Eleven EU countries planning to introduce a financial transaction tax (FTT) won a resounding go-ahead from members of the European Parliament on December 12 2012. Together, they account for 90 per cent of euro zone GDP. MEPs have long advocated an FTT to make financial market players take more responsibility for resolving the crisis that they caused and to discourage excessive risk-taking in future, the European Parliament said in a statement.
“It is not a solution to spare the financial sector from a tax, the very same sector which is now even benefitting from the crisis. Delay in implementing this tax is costing money which is being footed by normal people” said rapporteur Anni Podimata (S&D, EL) in the debate on December 11. Her resolution was adopted by 533 votes to 91, with 32 abstentions.

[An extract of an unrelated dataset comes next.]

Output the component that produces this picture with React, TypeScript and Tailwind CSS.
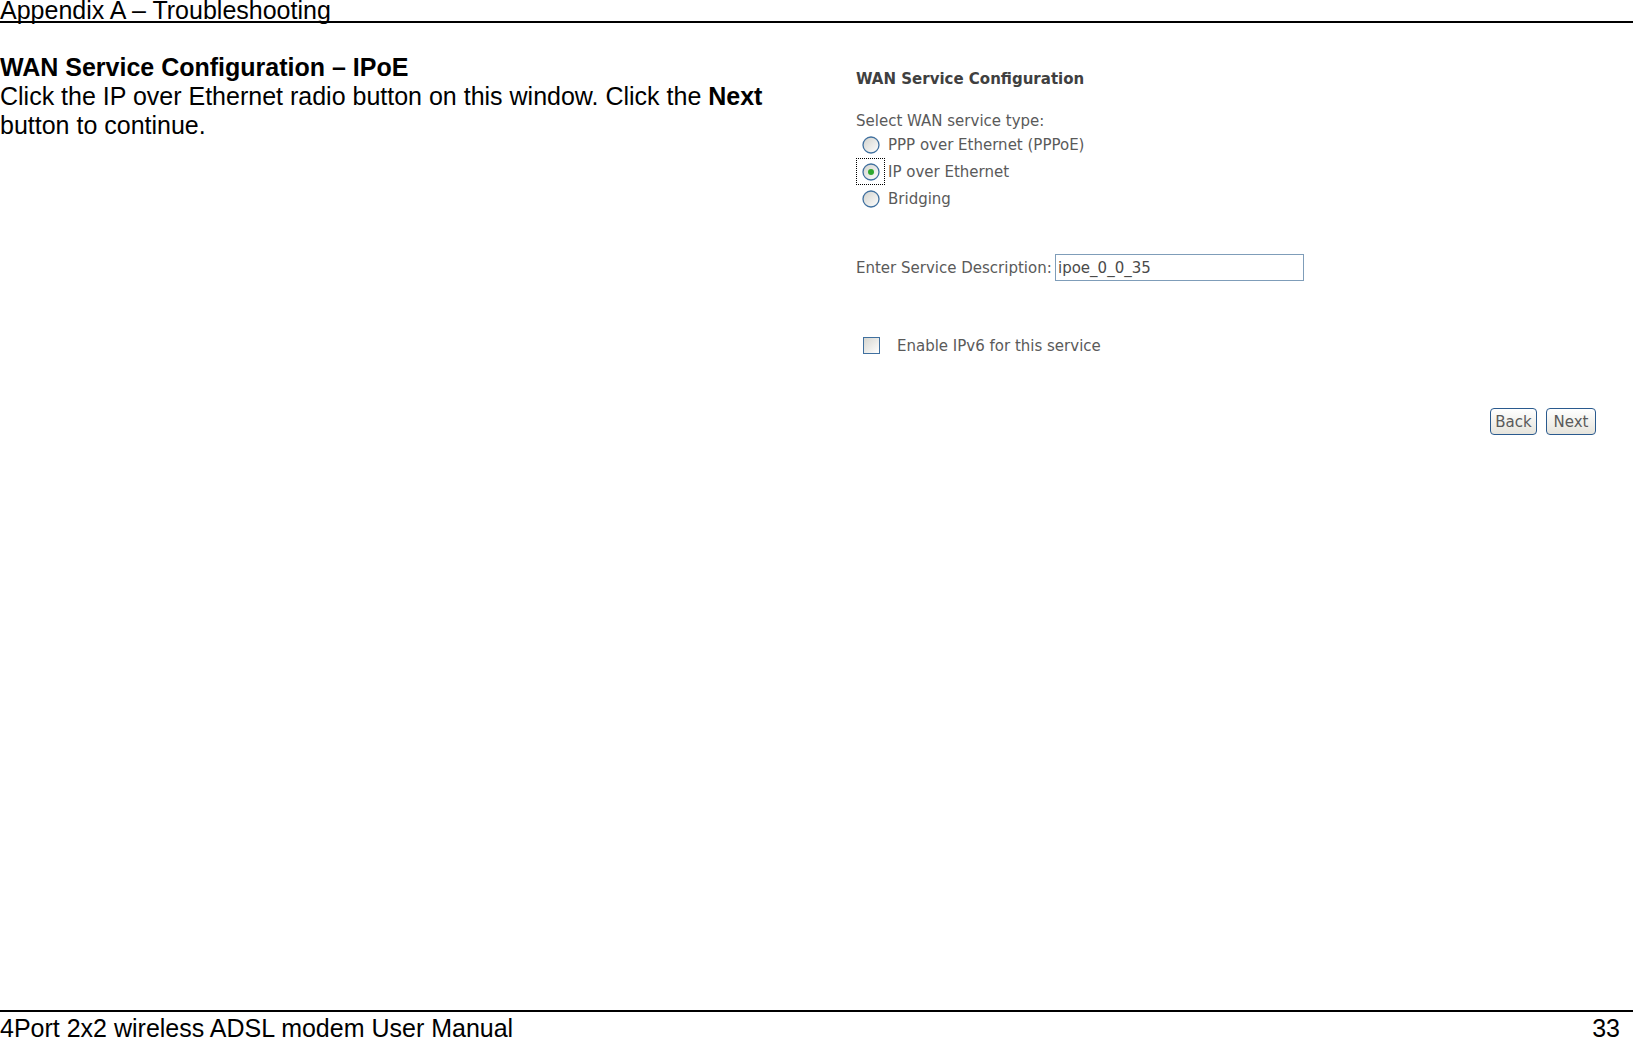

The text emphasises that the ultimate goal should still be a worldwide FTT, and urges the EU to continue campaigning for it. To this end, the pioneer eleven should set an example of what a geographically wider tax could achieve, it adds
The 11 participating countries are Austria, Belgium, Estonia, France, Germany, Greece, Italy, Portugal, Slovakia, Slovenia and Spain. They account for about 90 per cent of euro zone GDP.
Having obtained the European Parliament’s consent, the Council now needs to muster a qualified majority vote to allow the European Commission to initiate enhanced co-operation in order to turn the FTT plans into reality.